Remembering New Mexico
I’ve been watching the television series Longmire recently which was filmed in Northern New Mexico. It brings back such strong memories of the remarkable qualities of this state. I lived in Western New Mexico for two years, just a stone’s throw from the Arizona border. My home was literally next door to the Gila National Wilderness. I’d walk out my door and over to the fence line, climb through the fence and enter the wilderness.
Remembering my days in New Mexico, what strikes me most strongly about is the bigness of it. Not like Texas is big, where it takes three days to cross it. But big in other ways.
The world of wildlife is big. There are always coyotes or black bears or elk or fat black pigs called javalina trotting by. I had the experience of a huge elk dashing right in front of the truck I was in as we sped down the highway. He was so close I could count the hairs on his rump. Somehow, we got around him and we all lived.
The effects are big. I remember staring awestruck at a herd of hundreds of elk stampeding across an emerald meadow. I also remember the looks male elk would give me after they had been bugling (making mating calls) in the cold forest. They’d see me and give me the most disdainful stare.
The people have to be strong, to hold out against the bigness of Nature. There’s always a snowstorm, wildfire, windstorm or monsoon coming along. Fortunately, the volcanic eruptions and Apache raids have pretty much died out.
The clear turquoise sky is vast.
The clouds of dust are huge. If you drive your truck down a dirt road and come to a stop, you need to wait a while until the dust settles before you exit or you’ll be wearing that cloud.
Nature comes at you hard in this state and the consequences can be severe. A friend who runs a ranch up at 8,000 feet tells stories of tourists getting stuck in snow or mud near his ranch. They’re not ready for what Nature hands out in New Mexico and in this neck of the woods, that can be a fatal mistake. One after another, they come trudging up to his ranch to ask for help getting unstuck.
It’s a land of trucks, boots, guns and rugged people. There’s plenty of room to make your own mistakes and hopefully, they’re mistakes you survive and learn from. If there’s a fire, you better put it out yourself. If you’re going to build a house, you better be smart about it and build one that’s safe.
Horses and cows get loose and wander off and if you’re not capable of retrieving them, they’re gone. People get lost too, sometimes voluntarily and sometimes not.

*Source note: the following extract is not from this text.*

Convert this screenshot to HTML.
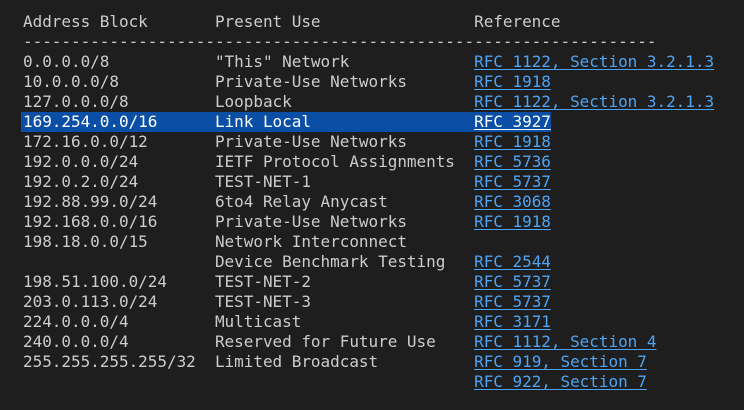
<!DOCTYPE html><html><head><style>
html,body{margin:0;padding:0;background:#1e1e1e;width:744px;height:410px;overflow:hidden}
pre{margin:0;position:absolute;left:23px;top:12px;font-family:"DejaVu Sans Mono","Liberation Mono",monospace;font-size:16px;letter-spacing:-0.035px;line-height:20px;color:#cccccc;white-space:pre}
a{color:#4fa3f2;text-decoration:underline;text-underline-offset:2px}
.hl{background:#0a4ea6;color:#fff;display:inline-block;margin-left:-2px;padding-left:2px}
.hl a{color:#fff}
</style></head><body><pre>Address Block       Present Use                Reference
------------------------------------------------------------------
0.0.0.0/8           "This" Network             <a>RFC 1122, Section 3.2.1.3</a>
10.0.0.0/8          Private-Use Networks       <a>RFC 1918</a>
127.0.0.0/8         Loopback                   <a>RFC 1122, Section 3.2.1.3</a>
<span class="hl">169.254.0.0/16      Link Local                 <a>RFC 3927</a></span>
172.16.0.0/12       Private-Use Networks       <a>RFC 1918</a>
192.0.0.0/24        IETF Protocol Assignments  <a>RFC 5736</a>
192.0.2.0/24        TEST-NET-1                 <a>RFC 5737</a>
192.88.99.0/24      6to4 Relay Anycast         <a>RFC 3068</a>
192.168.0.0/16      Private-Use Networks       <a>RFC 1918</a>
198.18.0.0/15       Network Interconnect
                    Device Benchmark Testing   <a>RFC 2544</a>
198.51.100.0/24     TEST-NET-2                 <a>RFC 5737</a>
203.0.113.0/24      TEST-NET-3                 <a>RFC 5737</a>
224.0.0.0/4         Multicast                  <a>RFC 3171</a>
240.0.0.0/4         Reserved for Future Use    <a>RFC 1112, Section 4</a>
255.255.255.255/32  Limited Broadcast          <a>RFC 919, Section 7</a>
                                               <a>RFC 922, Section 7</a></pre></body></html>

I loved to be alone in those woods, poking around old Native American village sites as I climbed the hills. I was usually escorted by three or four ranch dogs who would eventually peel off after something tasty. One time, one of those dogs came back to my house and vomited up an entire rabbit.
I’ve been living in the city for a couple of decades now and I sure miss the rawness of New Mexico. Snow, lightning, monsoon, dryness, juniper, mesquite, pink powdery dust and that endless turquoise sky, sometimes decorated with puffy cumulus clouds. And the space. It rolls on almost to infinity. It might be possible to consider that you’ve never truly experienced space until you’ve been in the New Mexico wilderness.
It’s an intensely spiritual place, where you can catch ancestors guarding the mesa or hilltop next door, if you tune your antenna just right.
It’s magical, tough, dusty, dry, windy and big in so many ways. It’s one of those places that steals a piece of your soul forever, if you’re very, very lucky.
Great writing, Karen! I want to move to New Mexico now! 🙂
Awesome account that communicates the aesthetics and spirituality of a region that seems below the radar of most folks!